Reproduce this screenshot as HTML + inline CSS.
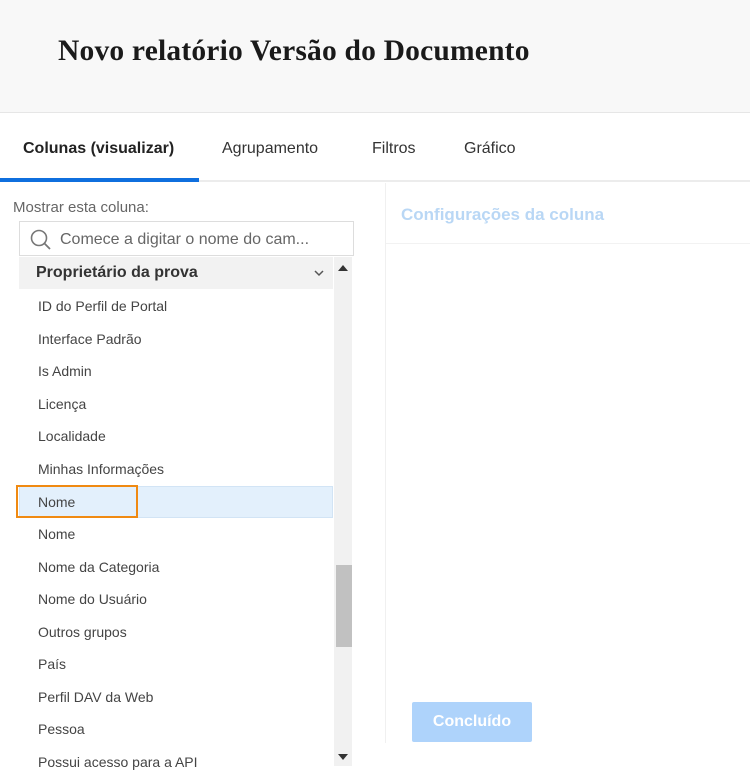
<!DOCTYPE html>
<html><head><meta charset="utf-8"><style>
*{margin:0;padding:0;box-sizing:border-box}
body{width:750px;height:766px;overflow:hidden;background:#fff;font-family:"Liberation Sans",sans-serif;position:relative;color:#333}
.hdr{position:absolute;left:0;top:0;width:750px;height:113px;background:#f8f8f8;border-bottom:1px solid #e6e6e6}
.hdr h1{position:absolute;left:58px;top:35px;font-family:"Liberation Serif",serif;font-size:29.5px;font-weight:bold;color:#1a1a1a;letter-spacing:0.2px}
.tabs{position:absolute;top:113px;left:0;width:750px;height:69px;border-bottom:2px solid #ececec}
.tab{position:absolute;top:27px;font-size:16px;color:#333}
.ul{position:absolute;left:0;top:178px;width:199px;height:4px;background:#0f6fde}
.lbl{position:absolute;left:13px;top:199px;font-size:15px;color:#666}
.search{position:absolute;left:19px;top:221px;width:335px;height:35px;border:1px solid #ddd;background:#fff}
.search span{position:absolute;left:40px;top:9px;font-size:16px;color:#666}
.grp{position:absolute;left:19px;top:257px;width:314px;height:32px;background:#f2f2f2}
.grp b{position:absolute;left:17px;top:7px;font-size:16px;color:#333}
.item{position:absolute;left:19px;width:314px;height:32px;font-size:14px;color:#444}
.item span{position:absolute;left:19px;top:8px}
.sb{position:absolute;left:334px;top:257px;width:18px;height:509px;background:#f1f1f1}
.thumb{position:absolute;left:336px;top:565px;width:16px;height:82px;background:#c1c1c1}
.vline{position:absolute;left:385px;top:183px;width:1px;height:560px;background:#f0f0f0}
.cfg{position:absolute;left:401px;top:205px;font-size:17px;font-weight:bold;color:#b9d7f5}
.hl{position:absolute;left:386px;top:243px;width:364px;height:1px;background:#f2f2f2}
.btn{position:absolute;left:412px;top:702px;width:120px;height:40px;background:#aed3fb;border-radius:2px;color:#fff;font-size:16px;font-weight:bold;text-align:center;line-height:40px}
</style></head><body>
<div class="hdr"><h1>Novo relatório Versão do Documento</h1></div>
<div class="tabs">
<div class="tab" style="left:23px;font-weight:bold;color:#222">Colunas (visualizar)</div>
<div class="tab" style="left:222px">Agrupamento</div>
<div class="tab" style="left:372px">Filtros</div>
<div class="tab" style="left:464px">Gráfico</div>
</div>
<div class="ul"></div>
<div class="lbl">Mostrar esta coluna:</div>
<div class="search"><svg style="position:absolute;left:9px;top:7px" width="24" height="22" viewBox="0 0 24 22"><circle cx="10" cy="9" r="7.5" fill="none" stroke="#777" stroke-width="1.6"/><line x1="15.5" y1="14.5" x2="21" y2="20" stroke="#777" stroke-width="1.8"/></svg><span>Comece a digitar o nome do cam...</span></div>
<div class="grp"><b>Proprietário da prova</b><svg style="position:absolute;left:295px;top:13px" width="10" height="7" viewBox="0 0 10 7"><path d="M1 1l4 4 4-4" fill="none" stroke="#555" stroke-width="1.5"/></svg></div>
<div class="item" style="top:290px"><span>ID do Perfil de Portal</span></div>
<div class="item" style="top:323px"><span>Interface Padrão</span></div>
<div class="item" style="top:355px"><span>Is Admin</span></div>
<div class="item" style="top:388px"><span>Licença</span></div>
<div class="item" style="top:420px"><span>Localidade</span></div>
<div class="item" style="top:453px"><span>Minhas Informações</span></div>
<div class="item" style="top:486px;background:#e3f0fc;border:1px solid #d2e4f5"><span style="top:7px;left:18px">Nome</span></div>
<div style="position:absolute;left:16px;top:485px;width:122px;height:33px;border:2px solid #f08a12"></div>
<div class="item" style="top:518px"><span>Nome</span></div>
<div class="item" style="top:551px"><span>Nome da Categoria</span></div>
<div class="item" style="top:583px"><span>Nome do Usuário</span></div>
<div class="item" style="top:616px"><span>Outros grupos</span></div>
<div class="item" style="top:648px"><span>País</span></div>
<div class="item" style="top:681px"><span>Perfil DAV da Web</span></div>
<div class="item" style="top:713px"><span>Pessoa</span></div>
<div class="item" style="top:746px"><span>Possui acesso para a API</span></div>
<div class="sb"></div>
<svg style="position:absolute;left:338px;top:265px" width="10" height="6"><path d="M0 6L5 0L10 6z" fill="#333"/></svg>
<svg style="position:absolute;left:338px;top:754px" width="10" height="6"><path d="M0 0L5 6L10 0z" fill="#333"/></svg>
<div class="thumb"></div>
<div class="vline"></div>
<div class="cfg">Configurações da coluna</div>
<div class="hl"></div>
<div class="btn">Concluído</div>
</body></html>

■ **Stated exercise**: Copy out each line exactly, without the pictures.

■ **Exercise result**:
Reproduce this screenshot as HTML + inline CSS.
<!DOCTYPE html>
<html><head><meta charset="utf-8"><style>
*{margin:0;padding:0;box-sizing:border-box}
body{width:750px;height:766px;overflow:hidden;background:#fff;font-family:"Liberation Sans",sans-serif;position:relative;color:#333}
.hdr{position:absolute;left:0;top:0;width:750px;height:113px;background:#f8f8f8;border-bottom:1px solid #e6e6e6}
.hdr h1{position:absolute;left:58px;top:35px;font-family:"Liberation Serif",serif;font-size:29.5px;font-weight:bold;color:#1a1a1a;letter-spacing:0.2px}
.tabs{position:absolute;top:113px;left:0;width:750px;height:69px;border-bottom:2px solid #ececec}
.tab{position:absolute;top:27px;font-size:16px;color:#333}
.ul{position:absolute;left:0;top:178px;width:199px;height:4px;background:#0f6fde}
.lbl{position:absolute;left:13px;top:199px;font-size:15px;color:#666}
.search{position:absolute;left:19px;top:221px;width:335px;height:35px;border:1px solid #ddd;background:#fff}
.search span{position:absolute;left:40px;top:9px;font-size:16px;color:#666}
.grp{position:absolute;left:19px;top:257px;width:314px;height:32px;background:#f2f2f2}
.grp b{position:absolute;left:17px;top:7px;font-size:16px;color:#333}
.item{position:absolute;left:19px;width:314px;height:32px;font-size:14px;color:#444}
.item span{position:absolute;left:19px;top:8px}
.sb{position:absolute;left:334px;top:257px;width:18px;height:509px;background:#f1f1f1}
.thumb{position:absolute;left:336px;top:565px;width:16px;height:82px;background:#c1c1c1}
.vline{position:absolute;left:385px;top:183px;width:1px;height:560px;background:#f0f0f0}
.cfg{position:absolute;left:401px;top:205px;font-size:17px;font-weight:bold;color:#b9d7f5}
.hl{position:absolute;left:386px;top:243px;width:364px;height:1px;background:#f2f2f2}
.btn{position:absolute;left:412px;top:702px;width:120px;height:40px;background:#aed3fb;border-radius:2px;color:#fff;font-size:16px;font-weight:bold;text-align:center;line-height:40px}
</style></head><body>
<div class="hdr"><h1>Novo relatório Versão do Documento</h1></div>
<div class="tabs">
<div class="tab" style="left:23px;font-weight:bold;color:#222">Colunas (visualizar)</div>
<div class="tab" style="left:222px">Agrupamento</div>
<div class="tab" style="left:372px">Filtros</div>
<div class="tab" style="left:464px">Gráfico</div>
</div>
<div class="ul"></div>
<div class="lbl">Mostrar esta coluna:</div>
<div class="search"><svg style="position:absolute;left:9px;top:7px" width="24" height="22" viewBox="0 0 24 22"><circle cx="10" cy="9" r="7.5" fill="none" stroke="#777" stroke-width="1.6"/><line x1="15.5" y1="14.5" x2="21" y2="20" stroke="#777" stroke-width="1.8"/></svg><span>Comece a digitar o nome do cam...</span></div>
<div class="grp"><b>Proprietário da prova</b><svg style="position:absolute;left:295px;top:13px" width="10" height="7" viewBox="0 0 10 7"><path d="M1 1l4 4 4-4" fill="none" stroke="#555" stroke-width="1.5"/></svg></div>
<div class="item" style="top:290px"><span>ID do Perfil de Portal</span></div>
<div class="item" style="top:323px"><span>Interface Padrão</span></div>
<div class="item" style="top:355px"><span>Is Admin</span></div>
<div class="item" style="top:388px"><span>Licença</span></div>
<div class="item" style="top:420px"><span>Localidade</span></div>
<div class="item" style="top:453px"><span>Minhas Informações</span></div>
<div class="item" style="top:486px;background:#e3f0fc;border:1px solid #d2e4f5"><span style="top:7px;left:18px">Nome</span></div>
<div style="position:absolute;left:16px;top:485px;width:122px;height:33px;border:2px solid #f08a12"></div>
<div class="item" style="top:518px"><span>Nome</span></div>
<div class="item" style="top:551px"><span>Nome da Categoria</span></div>
<div class="item" style="top:583px"><span>Nome do Usuário</span></div>
<div class="item" style="top:616px"><span>Outros grupos</span></div>
<div class="item" style="top:648px"><span>País</span></div>
<div class="item" style="top:681px"><span>Perfil DAV da Web</span></div>
<div class="item" style="top:713px"><span>Pessoa</span></div>
<div class="item" style="top:746px"><span>Possui acesso para a API</span></div>
<div class="sb"></div>
<svg style="position:absolute;left:338px;top:265px" width="10" height="6"><path d="M0 6L5 0L10 6z" fill="#333"/></svg>
<svg style="position:absolute;left:338px;top:754px" width="10" height="6"><path d="M0 0L5 6L10 0z" fill="#333"/></svg>
<div class="thumb"></div>
<div class="vline"></div>
<div class="cfg">Configurações da coluna</div>
<div class="hl"></div>
<div class="btn">Concluído</div>
</body></html>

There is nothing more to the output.